Как-то одной из бессонных ночей она вдруг ясно поняла, что будет лучшей местью Грегу: надо вынудить его пережить такое же унижение, какое он заставил пережить ее, — пусть влюбится в женщину, которая его не любит, пусть его с презрением отвергнут и вышвырнут вон, пусть любовь его оценят ниже, чем пыль под ногами. И этой женщиной, которой не угрожает опасность влюбиться в него, она и будет. Она заманит его в ловушку, как он в свое время заманил ее, и пожалеет его не больше, чем охотники жалеют маленьких кроликов, которых ловят в свои мерзкие силки. А потом она пустит в него стрелу и небрежно отбросит прочь, умертвит его сердце, как он пытался умертвить ее тело. Это будет лучшее, поэтическое возмездие, высшее торжество, и она сполна насладится своей местью.
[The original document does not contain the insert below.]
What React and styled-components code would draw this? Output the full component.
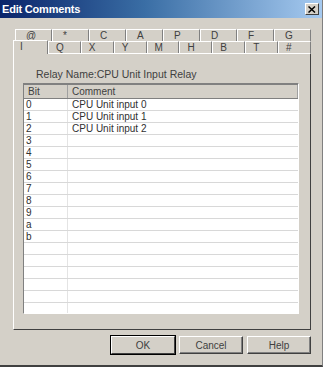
import React from 'react'
import styled, { createGlobalStyle } from 'styled-components'

const Global = createGlobalStyle`
  html, body { margin: 0; padding: 0; background: #d4d0c8; }
  body { font-family: "Liberation Sans", Arial, sans-serif; }
`

const Window = styled.div`
  width: 323px;
  height: 367px;
  box-sizing: border-box;
  background: #d4d0c8;
  border-right: 1px solid #808080;
  border-bottom: 2px solid #404040;
  display: flex;
  flex-direction: column;
  overflow: hidden;
`

const TitleBar = styled.div`
  height: 18px;
  flex: none;
  display: flex;
  align-items: center;
  justify-content: space-between;
  padding: 0 3px 0 2px;
  background: linear-gradient(to right, #0a246a 0%, #3a6ea5 45%, #a6caf0 100%);
`

const Title = styled.span`
  color: #fff;
  font-weight: bold;
  font-size: 11px;
  letter-spacing: -0.2px;
`

const CloseButton = styled.div`
  width: 14px;
  height: 12px;
  box-sizing: border-box;
  background: #d4d0c8;
  border: 1px solid;
  border-color: #fff #404040 #404040 #fff;
  display: flex;
  align-items: center;
  justify-content: center;
`

const Body = styled.div`
  flex: 1;
  display: flex;
  flex-direction: column;
  padding: 11px 11px 0 13px;
`

const TabRow = styled.div`
  display: flex;
  height: 12px;
  padding-left: ${p => p.$indent}px;
  align-items: flex-end;
`

const Tab = styled.div`
  width: ${p => p.$w}px;
  height: ${p => (p.$active ? 14 : 12)}px;
  box-sizing: border-box;
  background: #d4d0c8;
  border-top: 1px solid #fff;
  border-left: 1px solid #fff;
  border-right: 1px solid #808080;
  font-size: 10px;
  color: #404040;
  padding-left: ${p => p.$pad}px;
  line-height: ${p => (p.$active ? 12 : 11)}px;
  position: relative;
  z-index: ${p => (p.$active ? 2 : 1)};
  margin-bottom: ${p => (p.$active ? -1 : 0)}px;
`

const Panel = styled.div`
  height: 277px;
  box-sizing: border-box;
  border: 1px solid;
  border-color: #fff #404040 #404040 #fff;
  padding: 14px 12px 0 9px;
  display: flex;
  flex-direction: column;
`

const RelayLabel = styled.div`
  font-size: 10.5px;
  color: #404040;
  padding-left: 13px;
  height: 15px;
  line-height: 12px;
`

const Table = styled.div`
  width: 276px;
  height: 231px;
  box-sizing: border-box;
  border: 1px solid;
  border-color: #808080 #fff #fff #808080;
  background: #fff;
  overflow: hidden;
`

const HeaderRow = styled.div`
  display: grid;
  grid-template-columns: 44px 1fr;
  height: 13px;
  background: #d4d0c8;
  border-bottom: 1px solid #808080;
  border-top: 1px solid #808080;
`

const HeaderCell = styled.div`
  font-size: 10px;
  color: #404040;
  padding-left: 4px;
  line-height: 13px;
  border-right: 1px solid #a0a0a0;
`

const Row = styled.div`
  display: grid;
  grid-template-columns: 44px 1fr;
  height: 12px;
  box-sizing: border-box;
  border-bottom: 1px solid #d8d8d8;
`

const Cell = styled.div`
  font-size: 10px;
  color: #303030;
  padding-left: ${p => (p.$first ? 2 : 4)}px;
  line-height: 11px;
  border-right: ${p => (p.$first ? '1px solid #e4e4e4' : 'none')};
`

const ButtonBar = styled.div`
  display: flex;
  justify-content: flex-end;
  gap: 4px;
  padding: 6px 0 0 0;
`

const Button = styled.div`
  width: 64px;
  height: 18px;
  box-sizing: border-box;
  border: 1px solid;
  border-color: #fff #404040 #404040 #fff;
  box-shadow: ${p => (p.$default ? '0 0 0 1px #000' : 'inset -1px -1px 0 #808080')};
  font-size: 10px;
  color: #404040;
  display: flex;
  align-items: center;
  justify-content: center;
`

const topTabs = ['@', '*', 'C', 'A', 'P', 'D', 'F', 'G']
const bottomTabs = ['I', 'Q', 'X', 'Y', 'M', 'H', 'B', 'T', '#']
const rows = [
  ['0', 'CPU Unit input 0'],
  ['1', 'CPU Unit input 1'],
  ['2', 'CPU Unit input 2'],
  ['3', ''], ['4', ''], ['5', ''], ['6', ''], ['7', ''], ['8', ''], ['9', ''],
  ['a', ''], ['b', ''], ['', ''], ['', ''], ['', ''], ['', ''], ['', ''], ['', ''], ['', '']
]

export default function App() {
  return (
    <>
      <Global />
      <Window>
        <TitleBar>
          <Title>Edit Comments</Title>
          <CloseButton>
            <svg width="8" height="7" viewBox="0 0 8 7">
              <path d="M0.5 0.5 L7 6.5 M7 0.5 L0.5 6.5" stroke="#000" strokeWidth="1.5" />
            </svg>
          </CloseButton>
        </TitleBar>
        <Body>
          <TabRow $indent={2}>
            {topTabs.map(t => (
              <Tab key={t} $w={37} $pad={10}>{t}</Tab>
            ))}
          </TabRow>
          <TabRow $indent={0}>
            {bottomTabs.map((t, i) => (
              <Tab key={t} $w={i === 0 ? 35 : 33} $pad={i === 0 ? 6 : 7} $active={i === 0}>{t}</Tab>
            ))}
          </TabRow>
          <Panel>
            <RelayLabel>Relay Name:CPU Unit Input Relay</RelayLabel>
            <Table>
              <HeaderRow>
                <HeaderCell>Bit</HeaderCell>
                <HeaderCell>Comment</HeaderCell>
              </HeaderRow>
              {rows.map((r, i) => (
                <Row key={i}>
                  <Cell $first>{r[0]}</Cell>
                  <Cell>{r[1]}</Cell>
                </Row>
              ))}
            </Table>
          </Panel>
          <ButtonBar>
            <Button $default>OK</Button>
            <Button>Cancel</Button>
            <Button>Help</Button>
          </ButtonBar>
        </Body>
      </Window>
    </>
  )
}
Для этого надо превратиться в такую женщину, какая нужна была Грегу. А значит, надо стать эффектной, по-настоящему эффектной. «Мне бы следовало почуять крысу, — подумала она с горечью, — когда он, именно он, стал подбираться к затрапезной простушке и толстушке мисс Стефани Харпер». Надо превратиться в красавицу из модных журналов. Вот тогда и оформилась окончательно эта мысль, которая, как она поняла теперь, зрела в ее сознании с тех пор, как она приехала на Орфеев остров, где примеряла новое лицо и жадно поглощала новые журналы, — мысль стать манекенщицей.